The "Puritan Fund" is a mutual fund which seeks to obtain as much income as
possible, consistent with the preservation and conservation of capital, by
investing in a broadly diversified portfolio of high-yielding securities,
including common stocks, preferred stocks, and bonds.
The "Magellan Fund" is a mutual fund which invests primarily in common
stock, and securities convertible into common stock, of U.S.,
multinational, and foreign companies of all sizes that offer potential for
growth.
The "Equity Income Fund" is a growth and income fund. It seeks reasonable
income with the potential for capital appreciation. The fund tries to
achieve a yield that exceeds the composite yield of the S&P 500. It also
considers the potential for capital appreciation when selecting
investments. It invests primarily in income-producing equity securities
(common and preferred stocks) but can also invest in bonds and convertible
securities.
The "Growth and Income Fund" is a growth and income fund. It seeks high
total return through a combination of current income and capital
appreciation. It invests in securities of companies that pay current
dividends and offer potential growth of earnings, such as common stocks,
securities convertible into common stocks, preferred stocks and
fixed-income stocks.
The "OTC Portfolio Fund" is a growth fund.

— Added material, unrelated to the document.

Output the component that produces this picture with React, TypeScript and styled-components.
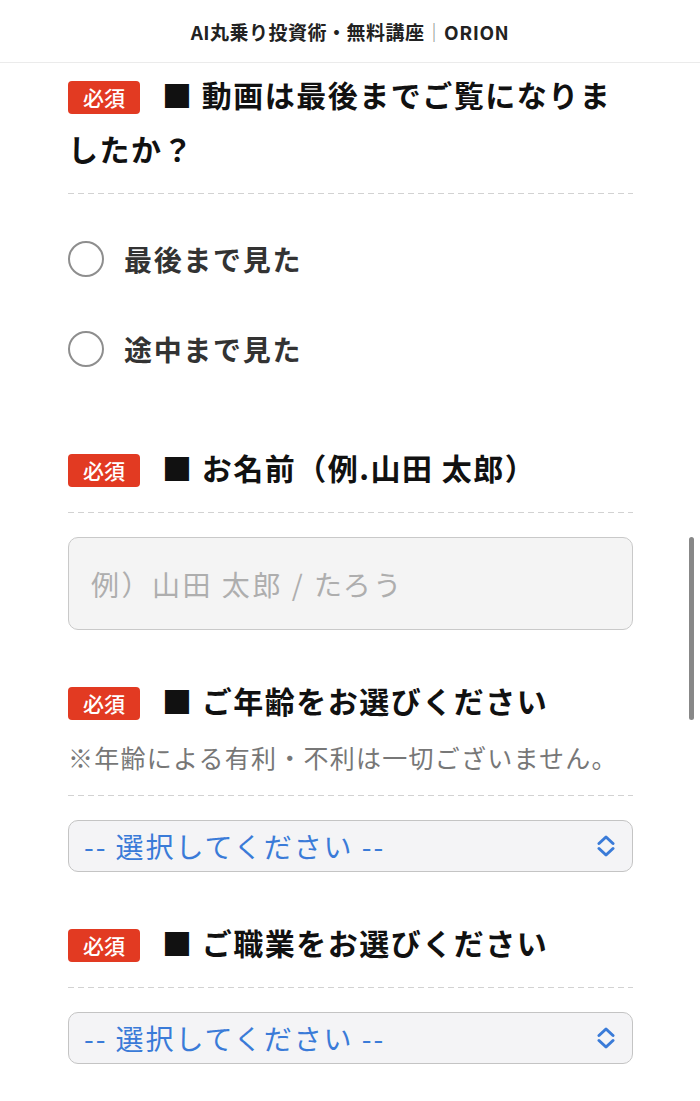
import React from "react";
import styled, { createGlobalStyle } from "styled-components";

const GlobalStyle = createGlobalStyle`
  html, body {
    margin: 0;
    padding: 0;
    background: #fff;
    overflow: hidden;
  }
  body {
    font-family: "Noto Sans CJK JP", "Noto Sans", sans-serif;
    color: #111;
  }
`;

const Page = styled.div`
  width: 100%;
`;

const TopBar = styled.header`
  height: 62px;
  border-bottom: 1px solid #ebebeb;
  display: flex;
  align-items: center;
  justify-content: center;
  font-size: 19px;
  font-weight: 700;
  letter-spacing: 0.5px;
  color: #222;
`;

const Divider = styled.span`
  color: #8a8a8a;
  font-weight: 400;
`;

const Main = styled.main`
  padding: 4px 67px 0 68px;
`;

const Section = styled.section<{ $gap: number }>`
  padding-bottom: ${(p) => p.$gap}px;
`;

const QuestionHead = styled.div`
  padding-bottom: 19px;
  background: linear-gradient(to right, #d2d2d2 0 6px, transparent 6px 10px)
    left bottom / 10px 1px repeat-x;
`;

const Title = styled.h2`
  margin: 0;
  font-size: 30px;
  line-height: 54px;
  font-weight: 700;
  letter-spacing: 0.05em;
  color: #111;
`;

const Badge = styled.span`
  display: inline-block;
  height: 33px;
  line-height: 33px;
  padding: 0 15px;
  margin-right: 22px;
  border-radius: 4px;
  background: #e23a22;
  color: #fff;
  font-size: 21px;
  font-weight: 500;
  letter-spacing: 0;
  vertical-align: 1px;
`;

const Note = styled.p`
  margin: 10px 0 0;
  font-size: 25px;
  line-height: 40px;
  font-weight: 400;
  letter-spacing: 0.05em;
  color: #777;
`;

const RadioList = styled.div`
  display: flex;
  flex-direction: column;
  gap: 34px;
  padding: 37px 0 20px;
`;

const RadioOption = styled.label`
  display: flex;
  align-items: center;
  gap: 20px;
  height: 56px;
  font-size: 28px;
  font-weight: 700;
  letter-spacing: 0.06em;
  color: #333;
`;

const RadioCircle = styled.input`
  appearance: none;
  margin: 0;
  width: 36px;
  height: 36px;
  box-sizing: border-box;
  border: 2.5px solid #8e8e8e;
  border-radius: 50%;
  background: #fff;
`;

const TextInput = styled.input`
  display: block;
  width: 100%;
  height: 93px;
  margin-top: 24px;
  box-sizing: border-box;
  padding: 0 22px;
  border: 1px solid #c9c9c9;
  border-radius: 10px;
  background: #f4f4f4;
  font-family: inherit;
  font-size: 28px;
  letter-spacing: 0.09em;
  color: #333;
  &::placeholder {
    color: #aeaeae;
  }
`;

const SelectWrap = styled.div`
  position: relative;
  margin-top: 24px;
`;

const Select = styled.select`
  appearance: none;
  display: block;
  width: 100%;
  height: 52px;
  box-sizing: border-box;
  padding: 0 50px 0 15px;
  border: 1px solid #c4c4c4;
  border-radius: 10px;
  background: #f4f4f6;
  font-family: inherit;
  font-size: 28px;
  letter-spacing: 0.07em;
  color: #3a7bd8;
`;

const Chevron = styled.svg`
  position: absolute;
  right: 17px;
  top: 50%;
  transform: translateY(-50%);
  pointer-events: none;
`;

const ScrollThumb = styled.div`
  position: fixed;
  right: 6px;
  top: 537px;
  width: 5px;
  height: 183px;
  border-radius: 3px;
  background: #888;
`;

const Head = ({ title, note }: { title: string; note?: string }) => (
  <QuestionHead>
    <Title>
      <Badge>必須</Badge>■ {title}
    </Title>
    {note && <Note>{note}</Note>}
  </QuestionHead>
);

const ChoiceSelect = () => (
  <SelectWrap>
    <Select defaultValue="">
      <option value="">-- 選択してください --</option>
    </Select>
    <Chevron width="20" height="22" viewBox="0 0 20 22" fill="none">
      <path
        d="M3 8.5 L10 2 L17 8.5 M3 13.5 L10 20 L17 13.5"
        stroke="#3a7bd8"
        strokeWidth="3"
        strokeLinecap="round"
        strokeLinejoin="round"
      />
    </Chevron>
  </SelectWrap>
);

const App = () => {
  return (
    <Page>
      <GlobalStyle />
      <TopBar>
        AI丸乗り投資術・無料講座<Divider>｜</Divider>ORION
      </TopBar>
      <Main>
        <Section $gap={43}>
          <Head title="動画は最後までご覧になりましたか？" />
          <RadioList>
            <RadioOption>
              <RadioCircle type="radio" name="watched" />
              最後まで見た
            </RadioOption>
            <RadioOption>
              <RadioCircle type="radio" name="watched" />
              途中まで見た
            </RadioOption>
          </RadioList>
        </Section>
        <Section $gap={43}>
          <Head title="お名前（例.山田 太郎）" />
          <TextInput type="text" placeholder="例）山田 太郎 / たろう" />
        </Section>
        <Section $gap={43}>
          <Head
            title="ご年齢をお選びください"
            note="※年齢による有利・不利は一切ございません。"
          />
          <ChoiceSelect />
        </Section>
        <Section $gap={0}>
          <Head title="ご職業をお選びください" />
          <ChoiceSelect />
        </Section>
      </Main>
      <ScrollThumb />
    </Page>
  );
};

export default App;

It seeks long-term capital
appreciation by investing primarily in securities traded on the
over-the-counter securities market. Securities in which the fund may invest
include common stocks, preferred stocks, securities convertible into common
stocks and debt securities. Companies whose securities trade on the OTC
market generally are smaller or newer companies than those on the New York
and American Stock Exchanges.
The "Overseas Fund" is an international growth fund. It seeks long-term
capital growth primarily through investments in foreign securities. These
investments may include common stock and securities convertible into common
stock, as well as debt instruments. Normally at least 65% of the fund's
total assets will be invested in securities of issuers from at least three
different countries outside of North America.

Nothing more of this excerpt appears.